Task details → Write out the listing in full, matching it word for word.
==== Given information
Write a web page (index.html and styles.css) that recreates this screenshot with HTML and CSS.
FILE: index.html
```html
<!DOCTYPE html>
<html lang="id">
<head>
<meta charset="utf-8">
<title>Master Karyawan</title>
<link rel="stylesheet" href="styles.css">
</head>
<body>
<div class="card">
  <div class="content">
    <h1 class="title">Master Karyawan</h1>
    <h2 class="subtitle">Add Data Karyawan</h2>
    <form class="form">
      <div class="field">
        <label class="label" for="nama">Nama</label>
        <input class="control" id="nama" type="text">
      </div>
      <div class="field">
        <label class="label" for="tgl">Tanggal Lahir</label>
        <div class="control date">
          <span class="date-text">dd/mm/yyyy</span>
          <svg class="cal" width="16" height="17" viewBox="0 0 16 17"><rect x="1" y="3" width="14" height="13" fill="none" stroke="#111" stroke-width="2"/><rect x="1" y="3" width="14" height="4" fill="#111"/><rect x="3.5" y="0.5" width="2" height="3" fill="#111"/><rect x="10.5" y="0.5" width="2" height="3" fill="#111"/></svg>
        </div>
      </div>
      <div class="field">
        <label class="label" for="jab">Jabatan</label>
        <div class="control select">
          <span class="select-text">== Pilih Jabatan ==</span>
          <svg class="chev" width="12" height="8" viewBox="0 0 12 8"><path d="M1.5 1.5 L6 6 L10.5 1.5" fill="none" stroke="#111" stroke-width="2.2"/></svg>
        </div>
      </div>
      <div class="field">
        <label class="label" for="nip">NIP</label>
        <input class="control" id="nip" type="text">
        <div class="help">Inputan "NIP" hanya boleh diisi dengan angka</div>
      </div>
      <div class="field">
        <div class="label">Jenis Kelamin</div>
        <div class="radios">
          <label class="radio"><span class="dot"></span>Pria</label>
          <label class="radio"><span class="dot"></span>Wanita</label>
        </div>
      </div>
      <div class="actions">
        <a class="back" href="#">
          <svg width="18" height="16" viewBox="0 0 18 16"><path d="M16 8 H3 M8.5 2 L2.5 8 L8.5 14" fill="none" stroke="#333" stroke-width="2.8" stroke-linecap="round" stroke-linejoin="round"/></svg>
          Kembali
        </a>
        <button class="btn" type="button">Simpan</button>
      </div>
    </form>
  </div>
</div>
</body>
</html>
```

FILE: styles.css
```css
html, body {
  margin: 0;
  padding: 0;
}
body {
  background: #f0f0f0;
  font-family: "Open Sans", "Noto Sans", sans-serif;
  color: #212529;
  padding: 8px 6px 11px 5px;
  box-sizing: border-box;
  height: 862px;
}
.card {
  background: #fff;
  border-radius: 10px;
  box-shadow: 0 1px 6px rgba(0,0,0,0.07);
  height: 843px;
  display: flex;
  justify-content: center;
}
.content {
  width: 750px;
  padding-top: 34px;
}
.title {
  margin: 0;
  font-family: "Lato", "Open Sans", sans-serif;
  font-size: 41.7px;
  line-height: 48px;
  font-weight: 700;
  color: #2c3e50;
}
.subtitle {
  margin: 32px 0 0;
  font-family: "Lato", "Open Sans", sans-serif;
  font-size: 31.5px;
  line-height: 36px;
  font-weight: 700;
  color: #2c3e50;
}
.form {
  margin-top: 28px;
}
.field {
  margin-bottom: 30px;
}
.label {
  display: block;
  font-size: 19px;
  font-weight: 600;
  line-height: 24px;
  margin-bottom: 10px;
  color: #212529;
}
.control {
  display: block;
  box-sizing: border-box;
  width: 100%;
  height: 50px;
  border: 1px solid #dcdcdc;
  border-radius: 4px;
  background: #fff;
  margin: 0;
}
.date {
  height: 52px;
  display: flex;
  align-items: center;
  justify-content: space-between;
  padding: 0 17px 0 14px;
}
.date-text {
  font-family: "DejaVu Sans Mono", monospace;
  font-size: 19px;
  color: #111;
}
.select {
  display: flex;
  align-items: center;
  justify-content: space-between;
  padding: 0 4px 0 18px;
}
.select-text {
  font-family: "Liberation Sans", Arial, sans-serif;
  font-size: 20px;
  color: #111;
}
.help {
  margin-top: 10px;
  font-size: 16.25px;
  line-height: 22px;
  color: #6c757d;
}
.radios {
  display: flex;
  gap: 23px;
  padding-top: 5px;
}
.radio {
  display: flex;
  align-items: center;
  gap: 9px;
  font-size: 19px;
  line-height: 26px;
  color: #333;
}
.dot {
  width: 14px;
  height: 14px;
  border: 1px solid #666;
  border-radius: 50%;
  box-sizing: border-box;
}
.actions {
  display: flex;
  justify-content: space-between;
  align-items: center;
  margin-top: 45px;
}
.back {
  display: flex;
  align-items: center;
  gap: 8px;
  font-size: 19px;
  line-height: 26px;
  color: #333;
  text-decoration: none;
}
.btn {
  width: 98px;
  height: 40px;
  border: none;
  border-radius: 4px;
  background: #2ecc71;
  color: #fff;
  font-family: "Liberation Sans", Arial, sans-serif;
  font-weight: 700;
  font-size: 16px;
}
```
========
Exercise solution →
Write a web page (index.html and styles.css) that recreates this screenshot with HTML and CSS.
FILE: index.html
```html
<!DOCTYPE html>
<html lang="id">
<head>
<meta charset="utf-8">
<title>Master Karyawan</title>
<link rel="stylesheet" href="styles.css">
</head>
<body>
<div class="card">
  <div class="content">
    <h1 class="title">Master Karyawan</h1>
    <h2 class="subtitle">Add Data Karyawan</h2>
    <form class="form">
      <div class="field">
        <label class="label" for="nama">Nama</label>
        <input class="control" id="nama" type="text">
      </div>
      <div class="field">
        <label class="label" for="tgl">Tanggal Lahir</label>
        <div class="control date">
          <span class="date-text">dd/mm/yyyy</span>
          <svg class="cal" width="16" height="17" viewBox="0 0 16 17"><rect x="1" y="3" width="14" height="13" fill="none" stroke="#111" stroke-width="2"/><rect x="1" y="3" width="14" height="4" fill="#111"/><rect x="3.5" y="0.5" width="2" height="3" fill="#111"/><rect x="10.5" y="0.5" width="2" height="3" fill="#111"/></svg>
        </div>
      </div>
      <div class="field">
        <label class="label" for="jab">Jabatan</label>
        <div class="control select">
          <span class="select-text">== Pilih Jabatan ==</span>
          <svg class="chev" width="12" height="8" viewBox="0 0 12 8"><path d="M1.5 1.5 L6 6 L10.5 1.5" fill="none" stroke="#111" stroke-width="2.2"/></svg>
        </div>
      </div>
      <div class="field">
        <label class="label" for="nip">NIP</label>
        <input class="control" id="nip" type="text">
        <div class="help">Inputan "NIP" hanya boleh diisi dengan angka</div>
      </div>
      <div class="field">
        <div class="label">Jenis Kelamin</div>
        <div class="radios">
          <label class="radio"><span class="dot"></span>Pria</label>
          <label class="radio"><span class="dot"></span>Wanita</label>
        </div>
      </div>
      <div class="actions">
        <a class="back" href="#">
          <svg width="18" height="16" viewBox="0 0 18 16"><path d="M16 8 H3 M8.5 2 L2.5 8 L8.5 14" fill="none" stroke="#333" stroke-width="2.8" stroke-linecap="round" stroke-linejoin="round"/></svg>
          Kembali
        </a>
        <button class="btn" type="button">Simpan</button>
      </div>
    </form>
  </div>
</div>
</body>
</html>
```

FILE: styles.css
```css
html, body {
  margin: 0;
  padding: 0;
}
body {
  background: #f0f0f0;
  font-family: "Open Sans", "Noto Sans", sans-serif;
  color: #212529;
  padding: 8px 6px 11px 5px;
  box-sizing: border-box;
  height: 862px;
}
.card {
  background: #fff;
  border-radius: 10px;
  box-shadow: 0 1px 6px rgba(0,0,0,0.07);
  height: 843px;
  display: flex;
  justify-content: center;
}
.content {
  width: 750px;
  padding-top: 34px;
}
.title {
  margin: 0;
  font-family: "Lato", "Open Sans", sans-serif;
  font-size: 41.7px;
  line-height: 48px;
  font-weight: 700;
  color: #2c3e50;
}
.subtitle {
  margin: 32px 0 0;
  font-family: "Lato", "Open Sans", sans-serif;
  font-size: 31.5px;
  line-height: 36px;
  font-weight: 700;
  color: #2c3e50;
}
.form {
  margin-top: 28px;
}
.field {
  margin-bottom: 30px;
}
.label {
  display: block;
  font-size: 19px;
  font-weight: 600;
  line-height: 24px;
  margin-bottom: 10px;
  color: #212529;
}
.control {
  display: block;
  box-sizing: border-box;
  width: 100%;
  height: 50px;
  border: 1px solid #dcdcdc;
  border-radius: 4px;
  background: #fff;
  margin: 0;
}
.date {
  height: 52px;
  display: flex;
  align-items: center;
  justify-content: space-between;
  padding: 0 17px 0 14px;
}
.date-text {
  font-family: "DejaVu Sans Mono", monospace;
  font-size: 19px;
  color: #111;
}
.select {
  display: flex;
  align-items: center;
  justify-content: space-between;
  padding: 0 4px 0 18px;
}
.select-text {
  font-family: "Liberation Sans", Arial, sans-serif;
  font-size: 20px;
  color: #111;
}
.help {
  margin-top: 10px;
  font-size: 16.25px;
  line-height: 22px;
  color: #6c757d;
}
.radios {
  display: flex;
  gap: 23px;
  padding-top: 5px;
}
.radio {
  display: flex;
  align-items: center;
  gap: 9px;
  font-size: 19px;
  line-height: 26px;
  color: #333;
}
.dot {
  width: 14px;
  height: 14px;
  border: 1px solid #666;
  border-radius: 50%;
  box-sizing: border-box;
}
.actions {
  display: flex;
  justify-content: space-between;
  align-items: center;
  margin-top: 45px;
}
.back {
  display: flex;
  align-items: center;
  gap: 8px;
  font-size: 19px;
  line-height: 26px;
  color: #333;
  text-decoration: none;
}
.btn {
  width: 98px;
  height: 40px;
  border: none;
  border-radius: 4px;
  background: #2ecc71;
  color: #fff;
  font-family: "Liberation Sans", Arial, sans-serif;
  font-weight: 700;
  font-size: 16px;
}
```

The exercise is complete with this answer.